• TASK TO COMPLETE: Output every line exactly as written. Leave out pictures.
• • •
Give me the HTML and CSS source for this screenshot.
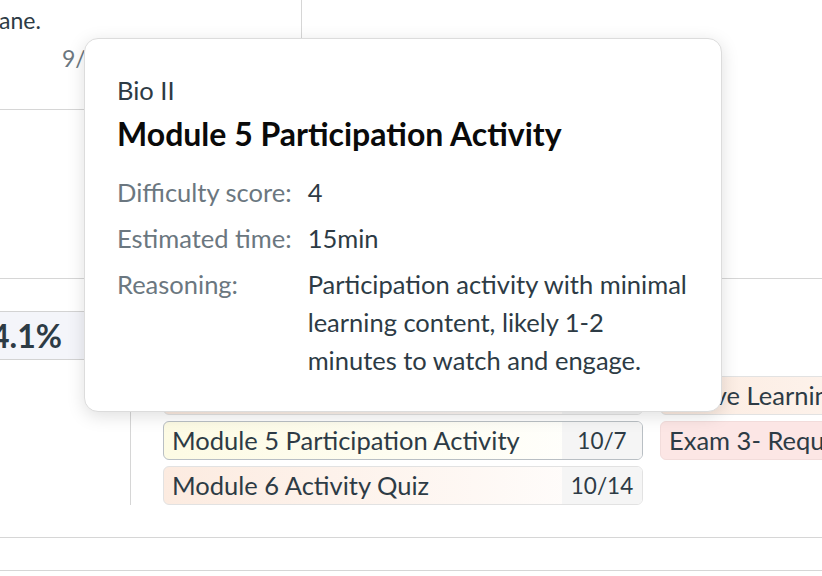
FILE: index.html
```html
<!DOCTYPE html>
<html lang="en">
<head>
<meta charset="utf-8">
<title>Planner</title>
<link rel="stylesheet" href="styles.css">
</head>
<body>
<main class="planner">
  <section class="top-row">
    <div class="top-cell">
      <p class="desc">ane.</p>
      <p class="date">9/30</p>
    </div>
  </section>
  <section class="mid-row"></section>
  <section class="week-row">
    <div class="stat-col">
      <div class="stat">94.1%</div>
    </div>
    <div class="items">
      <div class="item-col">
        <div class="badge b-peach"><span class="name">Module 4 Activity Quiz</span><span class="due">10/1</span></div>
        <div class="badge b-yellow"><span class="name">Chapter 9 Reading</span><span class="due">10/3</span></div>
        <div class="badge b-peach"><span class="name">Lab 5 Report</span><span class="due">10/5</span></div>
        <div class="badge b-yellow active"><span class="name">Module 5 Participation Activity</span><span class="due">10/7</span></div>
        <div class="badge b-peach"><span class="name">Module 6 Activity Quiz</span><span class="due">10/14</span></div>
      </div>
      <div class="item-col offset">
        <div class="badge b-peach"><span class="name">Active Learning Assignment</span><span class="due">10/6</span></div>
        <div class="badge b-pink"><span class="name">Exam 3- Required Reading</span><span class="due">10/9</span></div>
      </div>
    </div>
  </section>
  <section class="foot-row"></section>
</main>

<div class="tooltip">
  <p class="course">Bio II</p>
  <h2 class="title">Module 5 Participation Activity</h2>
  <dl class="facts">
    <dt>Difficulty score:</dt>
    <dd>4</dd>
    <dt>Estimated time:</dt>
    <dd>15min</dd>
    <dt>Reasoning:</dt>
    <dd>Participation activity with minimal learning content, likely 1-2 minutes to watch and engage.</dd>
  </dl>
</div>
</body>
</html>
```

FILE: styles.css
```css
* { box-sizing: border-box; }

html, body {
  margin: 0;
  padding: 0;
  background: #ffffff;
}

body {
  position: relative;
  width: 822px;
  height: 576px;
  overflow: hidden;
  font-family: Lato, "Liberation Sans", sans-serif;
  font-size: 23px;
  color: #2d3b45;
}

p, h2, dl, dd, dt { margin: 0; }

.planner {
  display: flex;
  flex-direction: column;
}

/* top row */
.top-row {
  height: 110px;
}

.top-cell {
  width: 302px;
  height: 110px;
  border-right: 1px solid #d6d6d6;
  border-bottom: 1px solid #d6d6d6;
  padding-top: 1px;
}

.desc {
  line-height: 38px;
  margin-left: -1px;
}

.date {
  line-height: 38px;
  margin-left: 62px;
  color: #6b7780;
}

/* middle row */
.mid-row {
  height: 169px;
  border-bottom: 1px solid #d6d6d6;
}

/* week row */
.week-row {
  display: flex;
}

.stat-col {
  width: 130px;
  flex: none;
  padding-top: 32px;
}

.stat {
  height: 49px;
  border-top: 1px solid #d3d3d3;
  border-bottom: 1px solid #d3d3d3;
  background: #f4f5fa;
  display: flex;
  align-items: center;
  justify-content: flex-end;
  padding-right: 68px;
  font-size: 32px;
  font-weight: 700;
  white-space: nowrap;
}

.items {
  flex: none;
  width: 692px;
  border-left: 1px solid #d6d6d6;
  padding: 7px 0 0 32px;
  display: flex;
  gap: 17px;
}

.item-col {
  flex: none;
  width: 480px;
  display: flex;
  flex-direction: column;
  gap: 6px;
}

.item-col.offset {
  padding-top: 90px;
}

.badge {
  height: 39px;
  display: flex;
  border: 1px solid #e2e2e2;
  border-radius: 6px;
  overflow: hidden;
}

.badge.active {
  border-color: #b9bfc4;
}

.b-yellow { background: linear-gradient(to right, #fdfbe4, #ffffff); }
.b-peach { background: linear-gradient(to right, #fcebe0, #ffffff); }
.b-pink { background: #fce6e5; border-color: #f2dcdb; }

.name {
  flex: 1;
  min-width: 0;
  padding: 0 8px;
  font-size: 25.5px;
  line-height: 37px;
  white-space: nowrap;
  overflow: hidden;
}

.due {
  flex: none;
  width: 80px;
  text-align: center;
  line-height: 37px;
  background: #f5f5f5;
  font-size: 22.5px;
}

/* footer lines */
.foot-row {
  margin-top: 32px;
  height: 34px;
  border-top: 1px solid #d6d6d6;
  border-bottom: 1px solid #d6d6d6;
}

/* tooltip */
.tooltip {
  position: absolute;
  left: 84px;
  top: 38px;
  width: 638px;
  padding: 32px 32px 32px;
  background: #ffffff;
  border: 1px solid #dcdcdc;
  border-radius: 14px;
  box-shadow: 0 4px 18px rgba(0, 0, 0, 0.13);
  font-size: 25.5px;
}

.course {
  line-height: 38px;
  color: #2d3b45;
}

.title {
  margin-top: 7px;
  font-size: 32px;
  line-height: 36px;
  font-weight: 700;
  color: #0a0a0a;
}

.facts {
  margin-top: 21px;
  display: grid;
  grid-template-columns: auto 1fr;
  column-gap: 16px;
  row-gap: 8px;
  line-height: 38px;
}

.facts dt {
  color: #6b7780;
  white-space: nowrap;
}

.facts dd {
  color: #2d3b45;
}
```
• • •
• CORRECT RESULT:
Give me the HTML and CSS source for this screenshot.
FILE: index.html
```html
<!DOCTYPE html>
<html lang="en">
<head>
<meta charset="utf-8">
<title>Planner</title>
<link rel="stylesheet" href="styles.css">
</head>
<body>
<main class="planner">
  <section class="top-row">
    <div class="top-cell">
      <p class="desc">ane.</p>
      <p class="date">9/30</p>
    </div>
  </section>
  <section class="mid-row"></section>
  <section class="week-row">
    <div class="stat-col">
      <div class="stat">94.1%</div>
    </div>
    <div class="items">
      <div class="item-col">
        <div class="badge b-peach"><span class="name">Module 4 Activity Quiz</span><span class="due">10/1</span></div>
        <div class="badge b-yellow"><span class="name">Chapter 9 Reading</span><span class="due">10/3</span></div>
        <div class="badge b-peach"><span class="name">Lab 5 Report</span><span class="due">10/5</span></div>
        <div class="badge b-yellow active"><span class="name">Module 5 Participation Activity</span><span class="due">10/7</span></div>
        <div class="badge b-peach"><span class="name">Module 6 Activity Quiz</span><span class="due">10/14</span></div>
      </div>
      <div class="item-col offset">
        <div class="badge b-peach"><span class="name">Active Learning Assignment</span><span class="due">10/6</span></div>
        <div class="badge b-pink"><span class="name">Exam 3- Required Reading</span><span class="due">10/9</span></div>
      </div>
    </div>
  </section>
  <section class="foot-row"></section>
</main>

<div class="tooltip">
  <p class="course">Bio II</p>
  <h2 class="title">Module 5 Participation Activity</h2>
  <dl class="facts">
    <dt>Difficulty score:</dt>
    <dd>4</dd>
    <dt>Estimated time:</dt>
    <dd>15min</dd>
    <dt>Reasoning:</dt>
    <dd>Participation activity with minimal learning content, likely 1-2 minutes to watch and engage.</dd>
  </dl>
</div>
</body>
</html>
```

FILE: styles.css
```css
* { box-sizing: border-box; }

html, body {
  margin: 0;
  padding: 0;
  background: #ffffff;
}

body {
  position: relative;
  width: 822px;
  height: 576px;
  overflow: hidden;
  font-family: Lato, "Liberation Sans", sans-serif;
  font-size: 23px;
  color: #2d3b45;
}

p, h2, dl, dd, dt { margin: 0; }

.planner {
  display: flex;
  flex-direction: column;
}

/* top row */
.top-row {
  height: 110px;
}

.top-cell {
  width: 302px;
  height: 110px;
  border-right: 1px solid #d6d6d6;
  border-bottom: 1px solid #d6d6d6;
  padding-top: 1px;
}

.desc {
  line-height: 38px;
  margin-left: -1px;
}

.date {
  line-height: 38px;
  margin-left: 62px;
  color: #6b7780;
}

/* middle row */
.mid-row {
  height: 169px;
  border-bottom: 1px solid #d6d6d6;
}

/* week row */
.week-row {
  display: flex;
}

.stat-col {
  width: 130px;
  flex: none;
  padding-top: 32px;
}

.stat {
  height: 49px;
  border-top: 1px solid #d3d3d3;
  border-bottom: 1px solid #d3d3d3;
  background: #f4f5fa;
  display: flex;
  align-items: center;
  justify-content: flex-end;
  padding-right: 68px;
  font-size: 32px;
  font-weight: 700;
  white-space: nowrap;
}

.items {
  flex: none;
  width: 692px;
  border-left: 1px solid #d6d6d6;
  padding: 7px 0 0 32px;
  display: flex;
  gap: 17px;
}

.item-col {
  flex: none;
  width: 480px;
  display: flex;
  flex-direction: column;
  gap: 6px;
}

.item-col.offset {
  padding-top: 90px;
}

.badge {
  height: 39px;
  display: flex;
  border: 1px solid #e2e2e2;
  border-radius: 6px;
  overflow: hidden;
}

.badge.active {
  border-color: #b9bfc4;
}

.b-yellow { background: linear-gradient(to right, #fdfbe4, #ffffff); }
.b-peach { background: linear-gradient(to right, #fcebe0, #ffffff); }
.b-pink { background: #fce6e5; border-color: #f2dcdb; }

.name {
  flex: 1;
  min-width: 0;
  padding: 0 8px;
  font-size: 25.5px;
  line-height: 37px;
  white-space: nowrap;
  overflow: hidden;
}

.due {
  flex: none;
  width: 80px;
  text-align: center;
  line-height: 37px;
  background: #f5f5f5;
  font-size: 22.5px;
}

/* footer lines */
.foot-row {
  margin-top: 32px;
  height: 34px;
  border-top: 1px solid #d6d6d6;
  border-bottom: 1px solid #d6d6d6;
}

/* tooltip */
.tooltip {
  position: absolute;
  left: 84px;
  top: 38px;
  width: 638px;
  padding: 32px 32px 32px;
  background: #ffffff;
  border: 1px solid #dcdcdc;
  border-radius: 14px;
  box-shadow: 0 4px 18px rgba(0, 0, 0, 0.13);
  font-size: 25.5px;
}

.course {
  line-height: 38px;
  color: #2d3b45;
}

.title {
  margin-top: 7px;
  font-size: 32px;
  line-height: 36px;
  font-weight: 700;
  color: #0a0a0a;
}

.facts {
  margin-top: 21px;
  display: grid;
  grid-template-columns: auto 1fr;
  column-gap: 16px;
  row-gap: 8px;
  line-height: 38px;
}

.facts dt {
  color: #6b7780;
  white-space: nowrap;
}

.facts dd {
  color: #2d3b45;
}
```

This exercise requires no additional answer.